B.S in Mathematics been using Linux for 10+ years. Still can't get this shit running. I always fuck something up.

He's making it sound more complicated than it is.
The steps are pretty much the same as the steps for installing Arch, the only difference is that Gentoo doesn't make your choices for you (which doesn't make it any less straightforward).
Profiles are self explanatory (not that they're not explained in the handbook) and you don't have to configure the kernel manually if you rightfully don't give a fuck.
Not sure what "bugs" he's referring to, for most people Gentoo just works.

As for why you would use it, it boils down to flexibility, ease of use and freedom of choice.

Wrong.

Is testing ok for normal desktop use?

Actual installation wasn't that long. Perhaps 3h or so, including compilation.
But I spent two days overall reading the documentation.
Also, writing every USE flag (including and excludign) into /etc/portage/make.conf because I was dumb and didn't quite understand portage at the time.

Attached: 1350278704718.png (612x369, 135K)

probably, but there's no reason to make everything testing anyway
gentoo allows mixing branches, so just enable testing for packages you want to be bleeding edge

took me one day (just waiting for compiling).

It's not hard at all to install, it's just a meme

it took 8+ hours before I gave up and installed arch

almost a day but my cpu is almost 11 years old. you should be fine

I find a lot of makefiles don't actually parallelise well, and a lot of the time my rig ends up doing single-core builds even with -j8 in my make opts.

Google "recursive make considered harmful" for talk about this shit. Hopefully, it's a problem that's being improved.

DO
NOT
USE A desktop PROFILE
JUST DON'T. IT'S FASTER TO CHOOSE BETWEEN GTK OR QT AND STICK TO IT. ADD USE FLAGS LATER OF A NECESSITY DEMANDS

Attached: 1866568404.png (670x670, 38K)

the fuck are you on about?
there's no such thing as "gtk" or "qt" profiles

this one, good luck

Attached: images.jpg (300x168, 9K)

t. brainlet

took a week between trying to implement my own steps in and understanding what the heck

one week back in 2005

you're wrong. it's better to use the desktop profile because in the long run you won't have to compile additional things in the future. quit being an impacient fuck

Including compiling maybe three four hours. I don't have a particularly good computer but you should know what to get as binary and what as source.
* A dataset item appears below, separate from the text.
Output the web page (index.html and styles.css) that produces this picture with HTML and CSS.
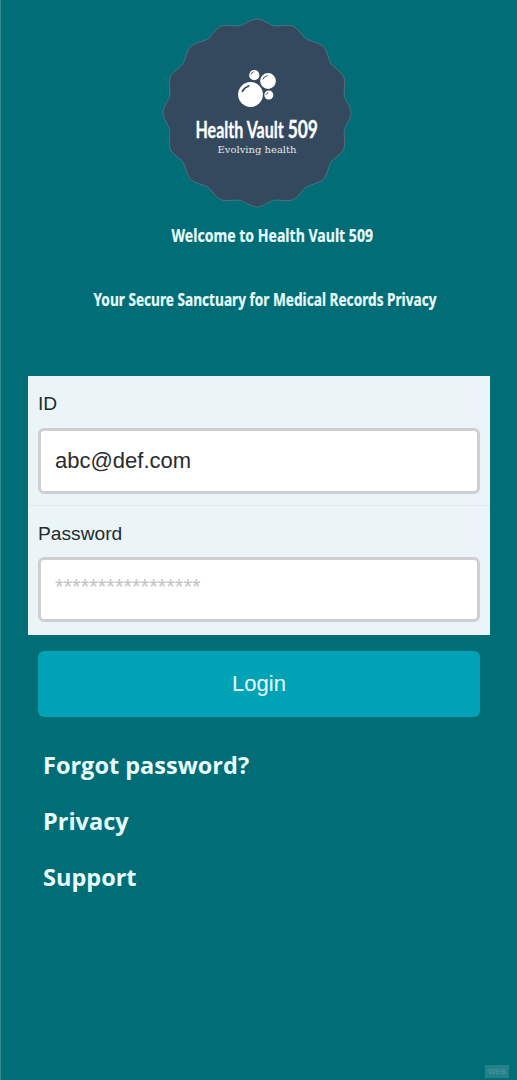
FILE: index.html
```
<!DOCTYPE html>
<html lang="en">
<head>
<meta charset="utf-8">
<title>Health Vault 509</title>
<link rel="stylesheet" href="styles.css">
</head>
<body>
<main class="screen">
  <header class="brand">
    <svg class="logo" viewBox="-96 -96 192 192" role="img" aria-label="Health Vault 509">
      <defs>
        <path id="lobe" d="M-17.4 -87.3C-12.8 -88.2 -5.5 -94 0 -94S12.8 -88.2 17.4 -87.3"/>
        <g id="quarter">
          <use href="#lobe"/>
          <use href="#lobe" transform="rotate(22.5)"/>
          <use href="#lobe" transform="rotate(45)"/>
          <use href="#lobe" transform="rotate(67.5)"/>
        </g>
      </defs>
      <g class="badge">
        <use href="#quarter"/>
        <use href="#quarter" transform="rotate(90)"/>
        <use href="#quarter" transform="rotate(180)"/>
        <use href="#quarter" transform="rotate(270)"/>
      </g>
      <circle class="badge-core" r="88.3"/>
      <g class="bubbles">
        <circle cx="-6.5" cy="-18.5" r="12.4"/>
        <circle cx="11" cy="-32" r="7.9"/>
        <circle cx="-2.7" cy="-37.8" r="5.1"/>
        <circle cx="11.8" cy="-18" r="4.5"/>
      </g>
      <g class="glints">
        <path stroke-width="1.8" d="M-14.5 -21.8Q-12.5 -25.6 -8.3 -27"/>
        <path d="M6 -34Q7 -36.5 10 -37.2M-5.8 -39Q-5.2 -40.6 -3.6 -41.2M9.3 -18.6Q9.8 -20 11 -20.5"/>
      </g>
      <text class="wordmark" x="-61.5" y="24.5" textLength="122.5" lengthAdjust="spacingAndGlyphs">Health Vault <tspan class="number">509</tspan></text>
      <text class="tagline" x="-39.5" y="40" textLength="79" lengthAdjust="spacingAndGlyphs">Evolving health</text>
    </svg>
    <svg class="heading" viewBox="0 0 517 30"><text x="171.5" y="21" textLength="201.5" lengthAdjust="spacingAndGlyphs">Welcome to Health Vault 509</text></svg>
    <svg class="heading" viewBox="0 0 517 30"><text x="93.5" y="21" textLength="343" lengthAdjust="spacingAndGlyphs">Your Secure Sanctuary for Medical Records Privacy</text></svg>
  </header>
  <form class="login">
    <div class="fields">
      <label class="field">ID<input class="input" type="text" value="abc@def.com"></label>
      <label class="field">Password<input class="input secret" type="text" placeholder="*****************"></label>
    </div>
    <button class="submit" type="button">Login</button>
  </form>
  <nav class="links">
    <a class="link">Forgot password?</a>
    <a class="link">Privacy</a>
    <a class="link">Support</a>
  </nav>
  <footer class="footer"><span class="mark">WEB</span></footer>
</main>
</body>
</html>
```
FILE: styles.css
```
* { box-sizing: border-box; }
body { margin: 0; background: #006d77; }
.screen {
  display: flex;
  flex-direction: column;
  width: 517px;
  height: 1080px;
  overflow: hidden;
  border-left: 1px solid #338b92;
  font-family: "Liberation Sans", Arial, sans-serif;
}
.brand {
  display: flex;
  flex-direction: column;
  margin-left: -1px;
  padding-top: 17px;
}
.logo { width: 192px; height: 192px; margin-left: 161px; }
.badge { fill: #34495e; stroke: #607887; stroke-width: 0.7; }
.badge-core { fill: #34495e; }
.bubbles { fill: #fff; }
.glints { fill: none; stroke: #34495e; stroke-width: 1; stroke-linecap: round; }
.wordmark {
  fill: #fff;
  stroke: #fff;
  stroke-width: 0.3;
  font-family: Lato, sans-serif;
  font-size: 23px;
  font-weight: 700;
}
.number { font-size: 25px; }
.tagline { fill: #e3e7eb; font-family: "DejaVu Serif", serif; font-size: 8.5px; }
.heading { width: 517px; height: 30px; margin-top: 12px; overflow: visible; }
.heading + .heading { margin-top: 34px; }
.heading text {
  fill: #e9fcfd;
  stroke: #e9fcfd;
  stroke-width: 0.2;
  font-family: "Noto Sans", sans-serif;
  font-size: 18px;
  font-weight: 700;
}
.login { padding: 61px 27px 0; }
.fields { width: 462px; background: #ebf5f8; }
.field {
  display: flex;
  flex-direction: column;
  height: 129px;
  padding: 17px 10px 0;
  color: #202b30;
  font-size: 19.2px;
  line-height: 22px;
}
.field + .field { height: 130px; border-top: 1px solid #e2eaed; }
.input {
  width: 442px;
  height: 66px;
  margin-top: 13px;
  padding: 0 14px;
  border: 3px solid #cdcfd1;
  border-radius: 6px;
  background: #fff;
  color: #292b2d;
  font: 22px "Liberation Sans", Arial, sans-serif;
  outline: 0;
}
.secret { height: 65px; margin-top: 12px; padding-bottom: 5px; }
.input::placeholder { color: #c3c3c3; opacity: 1; }
.submit {
  display: block;
  width: 442px;
  height: 66px;
  margin: 16px 10px 0;
  padding: 0;
  border: 0;
  border-radius: 6px;
  background: #00a3b6;
  color: #e9fcff;
  font: 22px "Liberation Sans", Arial, sans-serif;
}
.links {
  display: flex;
  flex-direction: column;
  padding: 20px 42px 0;
}
.link {
  height: 56px;
  color: #e9fcfd;
  font: 700 23.5px/56px "Open Sans", sans-serif;
}
.footer { display: flex; justify-content: flex-end; margin: auto 8px 2px; }
.mark {
  width: 24px;
  height: 13px;
  background: #23818a;
  color: #40929a;
  font-size: 8px;
  font-weight: 700;
  line-height: 13px;
  text-align: center;
}
```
>mostly tracking down package names
I fucking hate this, never understood why packages don't have the same name everywhere

Took a solid 10 hours to get it booted, but my ethernet does not work. I'm suspecting it's due to my manual kernel gone awry. Still looking to fix as this was yesterday. A solid 3-4 hours was waiting for the profile to compile. I thought gnome was a good idea coming from Ubuntu and picked the systemd-less gnome one... Giving it another shot tomorrow with the desktop profile and a gen kernel.

Tips to make it compile faster?

You should allocate them an UUID or come up with some XML to uniquely describe them all.

Maybe also replace all natural languages with Ithkuil when you're at it.

kek, first year undergrad I installed it in a virtual machine without xorg but is not worth it, just use a normal fucking distro that doesn't need compiling like debian or fedora

Modern desktop CPU and SSD and enough RAM, it'll pretty much get any compiles other than bloat browsers and a select few more packages done quickly.

Or use smaller software and maybe just -O2.

You could also use the full llvm / clang / libcpp / lld tooling if you know your package.env or at least learn how to use it with CloverOS or the docs as an example.

I'm too adhd to wait for everything to compile

Do CFLAGS and CXXFLAGS really make a major difference in compile time?

Yes, because they control what the compiler does. They also can break the compiles.

You don't really wait, you use your software while it installs/updates, which will anyhow be quick if you're not using some ancient potato.

About a day because I installed it on my 330 MHz Pentium 2 Thinkpad that took almost an hour just to compile the kernel. Xorg took several hours.

Attached: 1428679140242.png (304x359, 42K)

do something non cpu intensive on the computer while it compiles or better yet, go outside and walk the earth

4 hours for my first attempt, but I screwed that up so I had to do it again which took another 4 hours

I'm a brainlet and swapped libressl in, really regretting it, heaps of blockages and errors. I have to make the switch back but I'm too much of a beginner to wrangle with all the package.mask shit, so my equery list just keeps growing like a computing portrait of dorian gray

Took me 3 attempts, final attempt was 10 hours including compile time

Interesting

I installed it over the course of an entire weekend. Now I can do it all from memory though

disable all the shit you don't need
keep your system minimal

5 minutes
cloveros.ga/

Doesn't count

forums.gentoo.org/viewtopic-t-1084198-highlight-clover.html

>Ryzen 7 1700
My first real attempt took about 2 -3 hours, including compile time. I had to retry it about 3 or 4 times because I couldn't figure out how to get my multihead to work (5M) otherwise I would've been fine on my first attempt.
>Thinkpad T420
took about a day of compiling everything, including all my required packages.
>Raspberry Pi 3B v1.2
I compiled the kernel on my Ryzen 7, but everything else I compiled on my pi. It took about 50 or 60 hours in total. All I have left to compile is qutebrowser and mumble, but I can't get those to compile even through chroot. So, I'm restarting after I finish up class work.